Lyn Gardner on A Portrait Without Borders, which premiers in Hull’s Freedom Festival September 2020.
The handprints found on cave walls in Spain and Indonesia are estimated to be around 40,000 years old. These earliest known artworks speak to us across the centuries, reminding of the human urge to make our mark and leave something behind. To say “we were here”.
Kaleider’s A Portrait Without Borders, which arrived in Hull this week as part of Hull’s Freedom Festival, the annual boundary-busting, cross-artform event which this year is taking art and provocation directly into people’s homes across the world, offers a similar opportunity to leave our own small trace on the world.
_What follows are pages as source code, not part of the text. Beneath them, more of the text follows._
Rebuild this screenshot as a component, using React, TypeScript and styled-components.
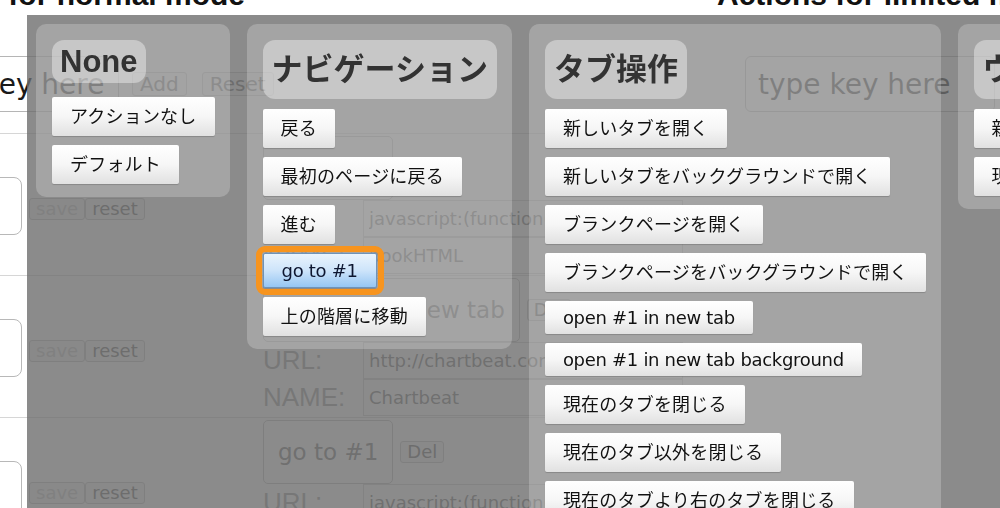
import React from "react";
import styled, { createGlobalStyle, css } from "styled-components";

const GlobalStyle = createGlobalStyle`
  * { box-sizing: border-box; }
  html, body { margin: 0; padding: 0; background: #fff; overflow: hidden; }
  body { font-family: "DejaVu Sans", "Noto Sans CJK JP", sans-serif; color: #222; }
`;

/* ---------- background settings page ---------- */

const Page = styled.div`
  display: grid;
  grid-template-columns: 827px 480px;
  width: 1307px;
  margin: -22px 0 0 -110px;
`;

const Section = styled.section`
  display: flex;
  flex-direction: column;
`;

const Title = styled.h1`
  margin: 0;
  font: bold 30px "Liberation Sans", Arial, sans-serif;
  line-height: 34px;
  color: #111;
  white-space: nowrap;
`;

const KeyBar = styled.div<{ $indent: number }>`
  display: flex;
  align-items: center;
  height: 56px;
  margin: 44px 0 21px;
  padding-left: ${(p) => p.$indent}px;
`;

const KeyInput = styled.input<{ $w: number }>`
  width: ${(p) => p.$w}px;
  height: 56px;
  padding: 0 12px;
  border: 1px solid #b5b5b5;
  border-radius: 6px;
  background: #fff;
  font: 28px "DejaVu Sans", sans-serif;
  color: #1a1a1a;
  outline: none;
`;

const PlainButton = styled.button<{ $size: number; $muted?: boolean; $ml?: number }>`
  margin-left: ${(p) => p.$ml ?? 0}px;
  padding: 0 ${(p) => Math.round(p.$size * 0.36)}px;
  height: ${(p) => p.$size + 4}px;
  border: 1px solid #c4c4c4;
  border-radius: 3px;
  background: #f4f4f4;
  font: ${(p) => p.$size}px "DejaVu Sans", sans-serif;
  line-height: 1;
  color: ${(p) => (p.$muted ? "#c8c8c8" : "#6a6a6a")};
  white-space: nowrap;
`;

const Row = styled.div`
  display: grid;
  grid-template-columns: 373px 1fr;
  height: 142px;
  border-top: 1px solid #d6d6d6;
`;

const KeyCell = styled.div`
  display: flex;
  align-items: flex-start;
  padding: 43px 0 0 22px;
`;

const KeyBox = styled.div`
  width: 110px;
  height: 58px;
  border: 1px solid #b8b8b8;
  border-radius: 8px;
  background: #fff;
  display: flex;
  align-items: center;
  justify-content: center;
  font: 28px "DejaVu Sans", sans-serif;
  color: #333;
`;

const SaveReset = styled.div`
  display: flex;
  margin: 21px 0 0 7px;
`;

const ActionCell = styled.div`
  display: flex;
  flex-direction: column;
  padding-top: 2px;
`;

const ActionLine = styled.div`
  display: flex;
  align-items: center;
  gap: 7px;
`;

const ActionBox = styled.div`
  height: 64px;
  padding: 0 14px;
  display: flex;
  align-items: center;
  border: 1px solid #bdbdbd;
  border-radius: 5px;
  background: #fff;
  font: 23px "DejaVu Sans", sans-serif;
  color: #777;
  white-space: nowrap;
`;

const FieldLine = styled.div`
  display: grid;
  grid-template-columns: 100px 320px;
  align-items: center;
  height: 37px;
`;

const FieldLabel = styled.span`
  font: 26px "Liberation Sans", Arial, sans-serif;
  color: #9c9c9c;
`;

const FieldInput = styled.input`
  height: 37px;
  padding: 0 5px;
  border: 1px solid #cfcfcf;
  background: #fff;
  font: 18px "DejaVu Sans", sans-serif;
  color: #777;
  outline: none;
`;

/* ---------- overlay with action picker ---------- */

const Overlay = styled.div`
  position: fixed;
  left: 27px;
  top: 15px;
  right: 0;
  bottom: 0;
  padding: 9px;
  display: flex;
  align-items: flex-start;
  gap: 17px;
  overflow: hidden;
  background: rgba(110, 110, 110, 0.8);
`;

const Panel = styled.div`
  flex-shrink: 0;
  display: flex;
  flex-direction: column;
  align-items: flex-start;
  padding: 16px 15px 13px 16px;
  border-radius: 10px;
  background: rgba(255, 255, 255, 0.21);
`;

const Heading = styled.h2<{ $cjk?: boolean }>`
  margin: 0 0 ${(p) => (p.$cjk ? 10 : 14)}px;
  padding: 4px ${(p) => (p.$cjk ? 9 : 8)}px;
  font: bold 31px "Liberation Sans", "Noto Sans CJK JP", sans-serif;
  line-height: ${(p) => (p.$cjk ? 51 : 35)}px;
  color: #333;
  white-space: nowrap;
  border-radius: 12px;
  background: rgba(255, 255, 255, 0.38);
`;

const ButtonList = styled.div`
  display: flex;
  flex-direction: column;
  align-items: flex-start;
  gap: 9px;
`;

const ActionButton = styled.button<{ $focused?: boolean; $latin?: boolean }>`
  padding: 6.5px 18px;
  border: 0;
  border-radius: 2px;
  font-family: "DejaVu Sans", "Noto Sans CJK JP", sans-serif;
  font-size: 18px;
  line-height: ${(p) => (p.$latin ? 20 : 26)}px;
  letter-spacing: ${(p) => (p.$latin ? "-0.3px" : "0.2px")};
  color: #111;
  white-space: nowrap;
  background: linear-gradient(#ffffff 0%, #f6f6f6 50%, #e1e1e1 100%);
  box-shadow: 0 1px 1px rgba(0, 0, 0, 0.18);
  ${(p) =>
    p.$focused &&
    css`
      border: 1px solid #6f93b8;
      padding: 6.5px 18px;
      color: #0d1630;
      background: linear-gradient(#eaf4fd 0%, #cde4fa 50%, #96c6f3 100%);
      outline: 6px solid #f7941e;
      outline-offset: 1px;
    `}
`;

type Entry = { key: string; action: string; url: string; name: string };

const entries: Entry[] = [
  { key: "b", action: "go to #1", url: "javascript:(function(){", name: "bookHTML" },
  { key: "c", action: "open #1 in new tab", url: "http://chartbeat.com/", name: "Chartbeat" },
  { key: "g", action: "go to #1", url: "javascript:(function(){", name: "Google" },
];

type Group = { title: string; cjk?: boolean; actions: string[]; focused?: string };

const groups: Group[] = [
  { title: "None", actions: ["アクションなし", "デフォルト"] },
  {
    title: "ナビゲーション",
    cjk: true,
    actions: ["戻る", "最初のページに戻る", "進む", "go to #1", "上の階層に移動"],
    focused: "go to #1",
  },
  {
    title: "タブ操作",
    cjk: true,
    actions: [
      "新しいタブを開く",
      "新しいタブをバックグラウンドで開く",
      "ブランクページを開く",
      "ブランクページをバックグラウンドで開く",
      "open #1 in new tab",
      "open #1 in new tab background",
      "現在のタブを閉じる",
      "現在のタブ以外を閉じる",
      "現在のタブより右のタブを閉じる",
      "現在のタブより左のタブを閉じる",
    ],
  },
  {
    title: "ウィンドウ操作",
    cjk: true,
    actions: ["新しいウィンドウを開く", "現在のウィンドウを閉じる"],
  },
];

const isLatin = (s: string) => /^[\x00-\x7f]+$/.test(s);

export default function App() {
  return (
    <>
      <GlobalStyle />
      <Page>
        <Section>
          <Title>Actions for normal mode</Title>
          <KeyBar $indent={9}>
            <KeyInput $w={220} readOnly value="type key here" />
            <PlainButton $size={20} $ml={13}>Add</PlainButton>
            <PlainButton $size={20} $ml={15}>Reset</PlainButton>
          </KeyBar>
          {entries.map((e, i) => (
            <Row key={i}>
              <KeyCell>
                <KeyBox>{e.key}</KeyBox>
                <SaveReset>
                  <PlainButton $size={18} $muted>save</PlainButton>
                  <PlainButton $size={18}>reset</PlainButton>
                </SaveReset>
              </KeyCell>
              <ActionCell>
                <ActionLine>
                  <ActionBox>{e.action}</ActionBox>
                  <PlainButton $size={18}>Del</PlainButton>
                </ActionLine>
                <FieldLine>
                  <FieldLabel>URL:</FieldLabel>
                  <FieldInput readOnly value={e.url} />
                </FieldLine>
                <FieldLine>
                  <FieldLabel>NAME:</FieldLabel>
                  <FieldInput readOnly value={e.name} />
                </FieldLine>
              </ActionCell>
            </Row>
          ))}
        </Section>
        <Section>
          <Title>Actions for limited mode</Title>
          <KeyBar $indent={28}>
            <KeyInput $w={250} readOnly value="type key here" />
          </KeyBar>
        </Section>
      </Page>

      <Overlay>
        {groups.map((g) => (
          <Panel key={g.title}>
            <Heading $cjk={g.cjk}>{g.title}</Heading>
            <ButtonList>
              {g.actions.map((a) => (
                <ActionButton key={a} $latin={isLatin(a)} $focused={a === g.focused}>
                  {a}
                </ActionButton>
              ))}
            </ButtonList>
          </Panel>
        ))}
      </Overlay>
    </>
  );
}
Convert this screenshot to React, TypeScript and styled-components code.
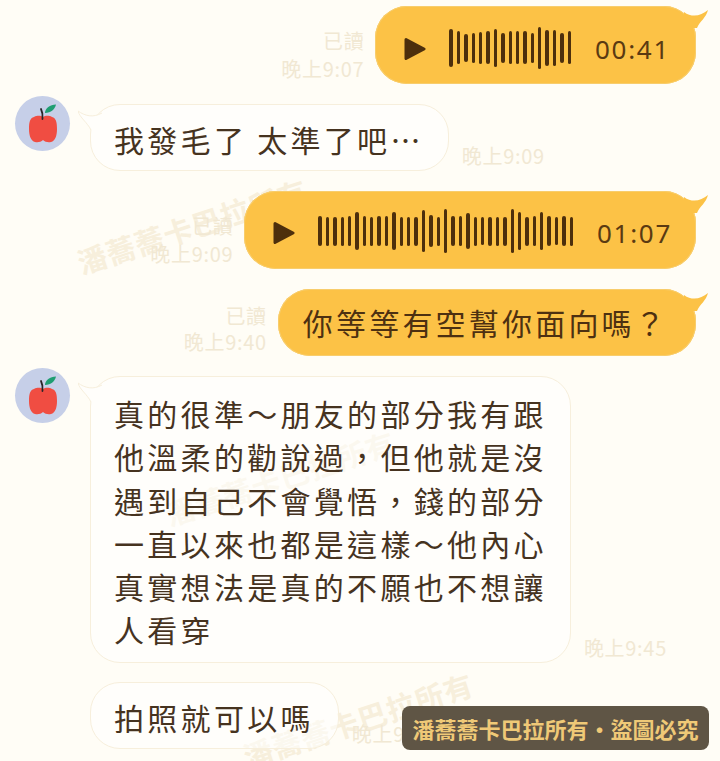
import React from 'react';
import styled, { createGlobalStyle } from 'styled-components';

const GlobalStyle = createGlobalStyle`
  html, body {
    margin: 0;
    padding: 0;
    background: #fffdf6;
  }
`;

const cjk = `"Noto Sans CJK TC", "Noto Sans CJK SC", "Liberation Sans", sans-serif`;

const Page = styled.div`
  position: relative;
  width: 720px;
  height: 761px;
  overflow: hidden;
  box-sizing: border-box;
  padding-top: 6px;
  background: #fffdf6;
  font-family: ${cjk};
  display: flex;
  flex-direction: column;
  gap: 20px;
`;

const Watermark = styled.div<{ $top: number; $left: number }>`
  position: absolute;
  top: ${({ $top }) => $top}px;
  left: ${({ $left }) => $left}px;
  transform: rotate(-18deg);
  font-size: 29px;
  font-weight: 700;
  letter-spacing: 1px;
  white-space: nowrap;
  color: #f7efdc;
  z-index: 0;
`;

const Row = styled.div<{ $out?: boolean; $indent?: boolean }>`
  position: relative;
  z-index: 1;
  display: flex;
  align-items: flex-end;
  justify-content: ${({ $out }) => ($out ? 'flex-end' : 'flex-start')};
  gap: ${({ $out }) => ($out ? 11 : 13)}px;
  padding-left: ${({ $indent }) => ($indent ? 90 : 15)}px;
  padding-right: ${({ $out }) => ($out ? 24 : 0)}px;
  margin-top: ${({ $indent }) => ($indent ? -1 : 0)}px;
`;

const Avatar = styled.div`
  flex: none;
  align-self: flex-start;
  width: 55px;
  height: 55px;
  margin: -8px 7px 0 0;
  border-radius: 50%;
  background: #c6cfe8;
  display: flex;
  align-items: center;
  justify-content: center;
`;

const OutBubble = styled.div`
  position: relative;
  box-sizing: border-box;
  background: #fcc246;
  box-shadow: inset 0 0 0 1px #f8cd6c;
  border-radius: 32px;
  color: #53350f;
`;

const AudioBubble = styled(OutBubble)<{ $lift: number; $end: number }>`
  height: 78px;
  display: flex;
  align-items: center;
  padding: ${({ $lift }) => $lift}px ${({ $end }) => $end}px 0 29px;
  gap: 23px;

  & > svg:nth-of-type(2),
  & > span {
    margin-top: 3px;
  }

  & > span {
    margin-left: 1px;
  }
`;

const TextOutBubble = styled(OutBubble)`
  height: 67px;
  padding: 0 28px 0 25px;
  display: flex;
  align-items: center;
  font-size: 30px;
  letter-spacing: 3.2px;
  line-height: 43px;
  color: #4d3011;
`;

const InBubble = styled.div<{ $top?: number; $right?: number; $bottom?: number }>`
  position: relative;
  box-sizing: border-box;
  background: rgba(255, 255, 255, 0.55);
  border: 1px solid #f7efdc;
  border-radius: 30px;
  padding: ${({ $top }) => $top ?? 13}px ${({ $right }) => $right ?? 24}px ${({ $bottom }) => $bottom ?? 9}px 23px;
  font-size: 30px;
  letter-spacing: 3.3px;
  line-height: 43.2px;
  color: #46331f;
  white-space: nowrap;
`;

const Line = styled.div`
  display: block;
`;

const Meta = styled.div<{ $lh?: number }>`
  font-size: 20px;
  line-height: ${({ $lh }) => $lh ?? 28}px;
  letter-spacing: 0.7px;
  text-align: right;
  color: #f1e8d3;
  white-space: nowrap;
  margin: 0 0 1px 0;
`;

const Duration = styled.span`
  font-family: "Noto Sans", Roboto, sans-serif;
  font-size: 26px;
  letter-spacing: 1.7px;
  color: #5a3a12;
`;

const Wave = styled.div`
  display: flex;
  align-items: center;
  gap: 4px;
`;

const Bar = styled.i<{ $h: number }>`
  display: block;
  width: 3.4px;
  height: ${({ $h }) => $h}px;
  border-radius: 2px;
  background: #4d2f0c;
`;

const Badge = styled.div`
  position: absolute;
  z-index: 2;
  left: 402px;
  top: 706px;
  width: 307px;
  height: 44px;
  border-radius: 8px;
  background: #5f5545;
  color: #efc977;
  font-size: 22px;
  font-weight: 700;
  display: flex;
  align-items: center;
  justify-content: center;
  white-space: nowrap;
`;

const TailSvg = styled.svg<{ $out?: boolean }>`
  position: absolute;
  top: ${({ $out }) => ($out ? 4 : 5)}px;
  ${({ $out }) => ($out ? 'right: -12px;' : 'left: -13px;')}
  width: 24px;
  height: 24px;
`;

const OutTail = () => (
  <TailSvg $out viewBox="0 0 24 24">
    <path d="M0 2 C8 8 17 6 24 0 C22 8 16 11 13 18 L0 18 Z" fill="#fcc246" />
  </TailSvg>
);

const InTail = () => (
  <TailSvg viewBox="0 0 24 24">
    <path d="M24 3 C15 8 7 6 0 1 C2 8 9 12 13 20 L24 20 Z" fill="#fffefb" />
    <path d="M24 3 C15 8 7 6 0 1 C2 8 9 12 13 20" fill="none" stroke="#f7efdc" strokeWidth="1" />
  </TailSvg>
);

const Play = () => (
  <svg width="22" height="24" viewBox="0 0 22 24" style={{ flex: 'none' }}>
    <path d="M2 2.5 L20 12 L2 21.5 Z" fill="#4d2f0c" stroke="#4d2f0c" strokeWidth="3" strokeLinejoin="round" />
  </svg>
);

const Apple = () => (
  <svg width="32" height="40" viewBox="0 0 32 40">
    <path
      d="M7 13 C11 11 14 12 16 13 C18 12 21 11 25 13 C29 14 30 18 30 25 C30 32 28 37 24 38 C21 38.5 18 38 16 36 C14 38 11 38.5 8 38 C4 37 2 32 2 25 C2 18 3 14 7 13 Z"
      fill="#f04d42"
    />
    <path d="M14 5 C15.5 8 16 10 15.5 15" fill="none" stroke="#2a2428" strokeWidth="1.8" strokeLinecap="round" />
    <path d="M18 9 C18 4 23 1 29 0.5 C28 5 24 9 18 9 Z" fill="#1f9e72" />
  </svg>
);

const firstWave = [38, 33, 28, 30, 32, 33, 38, 30, 33, 33, 33, 30, 42, 36, 36, 30, 33];
const secondWave = [
  30, 29, 29, 29, 30, 38, 30, 29, 30, 30, 38, 29, 29, 29, 42, 32, 29, 44, 30, 30,
  36, 29, 28, 29, 29, 29, 44, 38, 29, 30, 38, 30, 28, 30, 29,
];

const bodyLines = [
  '真的很準～朋友的部分我有跟',
  '他溫柔的勸說過，但他就是沒',
  '遇到自己不會覺悟，錢的部分',
  '一直以來也都是這樣～他內心',
  '真實想法是真的不願也不想讓',
  '人看穿',
];

const AudioMessage: React.FC<{ bars: number[]; time: string; lift: number; end: number }> = ({ bars, time, lift, end }) => (
  <AudioBubble $lift={lift} $end={end}>
    <OutTail />
    <Play />
    <Wave>
      {bars.map((h, i) => (
        <Bar key={i} $h={h} />
      ))}
    </Wave>
    <Duration>{time}</Duration>
  </AudioBubble>
);

const App: React.FC = () => (
  <Page>
    <GlobalStyle />
    <Watermark $top={204} $left={72}>潘蕎蕎卡巴拉所有</Watermark>
    <Watermark $top={456} $left={160}>潘蕎蕎卡巴拉所有</Watermark>
    <Watermark $top={698} $left={238}>潘蕎蕎卡巴拉所有</Watermark>

    <Row $out>
      <Meta>已讀<br />晚上9:07</Meta>
      <AudioMessage bars={firstWave} time="00:41" lift={5} end={26} />
    </Row>

    <Row>
      <Avatar><Apple /></Avatar>
      <InBubble>
        <InTail />
        我發毛了 太準了吧⋯
      </InBubble>
      <Meta>晚上9:09</Meta>
    </Row>

    <Row $out>
      <Meta>已讀<br />晚上9:09</Meta>
      <AudioMessage bars={secondWave} time="01:07" lift={2} end={24} />
    </Row>

    <Row $out>
      <Meta $lh={26}>已讀<br />晚上9:40</Meta>
      <TextOutBubble>
        <OutTail />
        你等等有空幫你面向嗎？
      </TextOutBubble>
    </Row>

    <Row>
      <Avatar><Apple /></Avatar>
      <InBubble $top={15} $right={23} $bottom={10.8}>
        <InTail />
        {bodyLines.map((line) => (
          <Line key={line}>{line}</Line>
        ))}
      </InBubble>
      <Meta>晚上9:45</Meta>
    </Row>

    <Row $indent>
      <InBubble>拍照就可以嗎</InBubble>
      <Meta>晚上9:46</Meta>
    </Row>

    <Badge>潘蕎蕎卡巴拉所有・盜圖必究</Badge>
  </Page>
);

export default App;
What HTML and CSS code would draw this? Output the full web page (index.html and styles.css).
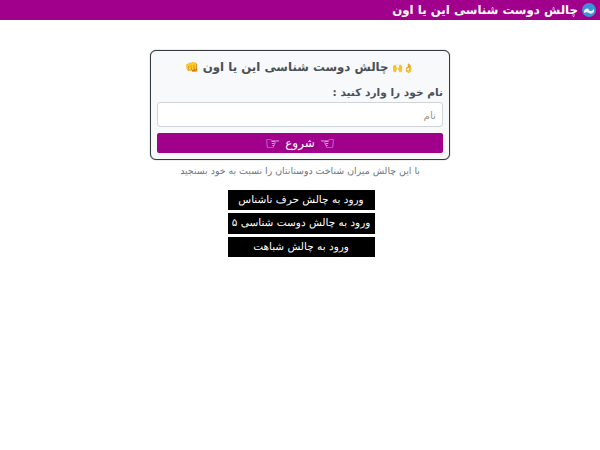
FILE: index.html
```html
<!DOCTYPE html>
<html lang="fa" dir="rtl">
<head>
  <meta charset="utf-8">
  <title>چالش دوست شناسی این یا اون</title>
  <link rel="stylesheet" href="styles.css">
</head>
<body>
  <header class="topbar">
    <svg class="topbar-logo" viewBox="0 0 14 14" width="14" height="14">
      <circle cx="7" cy="7" r="7" fill="#3f8fd8"/>
      <path d="M2 8c2-3 4-3 5-1s3 1 5-1v3c-2 2-4 2-5 1s-3-1-5 0z" fill="#e8f4fb"/>
    </svg>
    <span>چالش دوست شناسی این یا اون</span>
  </header>

  <main class="container">
    <form class="card">
      <h1 class="card-title"><span class="emoji">👌🙌</span> چالش دوست شناسی این یا اون <span class="emoji-fist">👊</span></h1>
      <label class="name-label" for="name">نام خود را وارد کنید :</label>
      <input class="name-input" id="name" type="text" placeholder="نام">
      <button class="start-btn" type="button"><span class="hand">☜</span>شروع<span class="hand">☞</span></button>
    </form>

    <p class="hint">با این چالش میزان شناخت دوستانتان را نسبت به خود بسنجید</p>

    <div class="links">
      <a class="link-btn" href="#">ورود به چالش حرف ناشناس</a>
      <a class="link-btn" href="#">ورود به چالش دوست شناسی ۵</a>
      <a class="link-btn" href="#">ورود به چالش شباهت</a>
    </div>
  </main>
</body>
</html>
```

FILE: styles.css
```css
* {
  box-sizing: border-box;
}

body {
  margin: 0;
  font-family: "DejaVu Sans", sans-serif;
  text-rendering: geometricPrecision;
  background: #fff;
  color: #212529;
}

.topbar {
  display: flex;
  align-items: center;
  gap: 4px;
  height: 20px;
  padding: 0 4px;
  background: #a0008c;
  color: #fff;
  font-size: 11.8px;
  font-weight: 700;
}

.container {
  display: flex;
  flex-direction: column;
  align-items: center;
  padding-top: 30px;
}

.card {
  display: flex;
  flex-direction: column;
  width: 300px;
  height: 110px;
  padding: 6px;
  background: #f8f9fa;
  border: 1px solid #343a40;
  border-radius: 6px;
  box-shadow: 0 0 1px #495057;
}

.card-title {
  margin: 2px 0 9px;
  font-size: 11.8px;
  line-height: 16px;
  font-weight: 700;
  text-align: center;
  color: #495057;
}

.emoji {
  font-size: 9px;
}

.emoji-fist {
  font-size: 11px;
}

.name-label {
  margin-bottom: 2px;
  font-size: 10.6px;
  line-height: 14px;
  font-weight: 700;
  color: #495057;
}

.name-input {
  height: 25px;
  margin-bottom: 6px;
  padding: 0 6px;
  font: 10.5px "DejaVu Sans", sans-serif;
  background: #fff;
  border: 1px solid #ced4da;
  border-radius: 3px;
}

.name-input::placeholder {
  color: #999;
}

.start-btn {
  display: flex;
  align-items: center;
  justify-content: center;
  gap: 5px;
  height: 20px;
  padding: 0;
  font: 12px "DejaVu Sans", sans-serif;
  color: #fff;
  background: #a0008c;
  border: 0;
  border-radius: 2px;
}

.hand {
  font-size: 17px;
}

.hint {
  margin: 6px 0 12px;
  font-size: 9.4px;
  line-height: 12px;
  color: #6c757d;
}

.links {
  display: flex;
  flex-direction: column;
  gap: 3px;
  width: 147px;
  margin-left: 2px;
}

.link-btn {
  padding: 3px 0;
  font-size: 10.5px;
  line-height: 14.3px;
  text-align: center;
  text-decoration: none;
  color: #fff;
  background: #000;
}
```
It arrives at a time when social distancing keeps us apart and has upended the idea of community and shared public space.
Physically located in the UK on Hull Truck’s empty stage in an empty auditorium but conceived as a global act of participation and solidarity, A Portrait Without Borders invites members of the public to take selfies and submit them via a website. The selfies are then drawn by robots on the empty walls of the theatre creating giant murals bringing together strangers from across the world. At a distance. The public are able to watch the robots drawing via a live stream, and those who submit selfies are sent a copy of their robot portrait to print at home. A reminder that they were part of something bigger; that they did indeed leave their mark.
Led by Seth Honnor, Kaleider has always been small, agile, networked and responsive. It creates projects that do not fit into any art-form box, which are almost always participatory, and are startling in the way they make us engage with the world and interrogate our own responses to it.
In The Money, which played in Hull’s Guildhall last year, the participants have to decide under time pressure how to spend a pot of money. Unless there is unanimous agreement the pot rolls over to the next night and next group of people. The result is fascinating– full of reflection, angst and high drama–as the piece becomes an active demonstration of negotiated power, and the processes of decision making and working together.
Another on-going project, Pig, previously seen at Hull’s Freedom Festival, where it created quite a stir, is a provocation in outdoor public space and takes the form of a giant plastic hog with money visible inside. An LED message tells us it is a community fund. The public are invited to contribute to the fund and/or open and spend or distribute the money as they see fit. Like The Money, it puts its faith in the individual and community to come to a decision, to self-organise and think about who is part of the community, who isn’t, and who does and doesn’t police them.
One of the things that defines these projects is that they test the assumptions we make about human behaviours, and the way the world works. They challenge the existing structures and make us look at things a little a differently. They always implicate the audience while holding them in a place of safety. Honnor talks about the work being “sticky”, it adheres to the audience in different ways. Even those who shrugged and walked away from Pig may have found themselves talking about it that evening over the washing up. It sets up an itch.
These are projects that are themselves different, and if that means they sometimes find it difficult to get traction with funders until those funders have had a chance to experience them for themselves, perhaps Kaleider’s moment has come under lockdown and its aftermath because we are all experiencing a different way of living.
A Portrait Without Borders was originally conceived as a street artwork called Robot Selfie in which the robot could draw everyone or be programmed to select individuals to draw on the basis of different characteristics, perhaps gender or age or skin colour. Something that of course AI does every day in our surveillance society where in cities people have their photograph taken hundreds of times a day without even realising it is happening. Pass through an airport and you are profiled and like all profiling it has inherent biases.
Robot Selfie will indeed manifest in street settings when the pandemic is over, and as Honnor says, it has an inbuilt politics that can be dialled up or down. But in its current manifestation A Portrait speaks to a sense of community and solidarity at a time when people are being kept apart. The mural comprising portraits of the living are a form of celebration, but one that is ghosted by the galleries of the dead that have been seen on the front pages of newspapers during the pandemic. It highlights the vast difference between emptiness and absence.
The portraits will exist on the walls of building that the pandemic has made off-limits. Technology will make them visible in the same way it has kept us connected during lockdown. But Portrait also raises questions about public space and publicly funded spaces such as theatres, how it is accessed, who owns it, who can go there and feels comfortable there, who can leave their mark there. It speaks to all sorts of issues around accessibility and diversity and who our cultural spaces serve and what and who they are for.
In placing those whose images have been drawn by the robot together in silence in an empty building, Portrait reminds that while how we might have experienced the pandemic will be very different, depending on circumstance, that we have lived through something and experienced it together. It is a marker.
You can take part in A Portrait Without Borders in Hull by going to portratiwithoutborders.com/hull
Portrait is in Hull until Sunday 6th September 2020, after which it will move on to Northern Stage in Newcastle.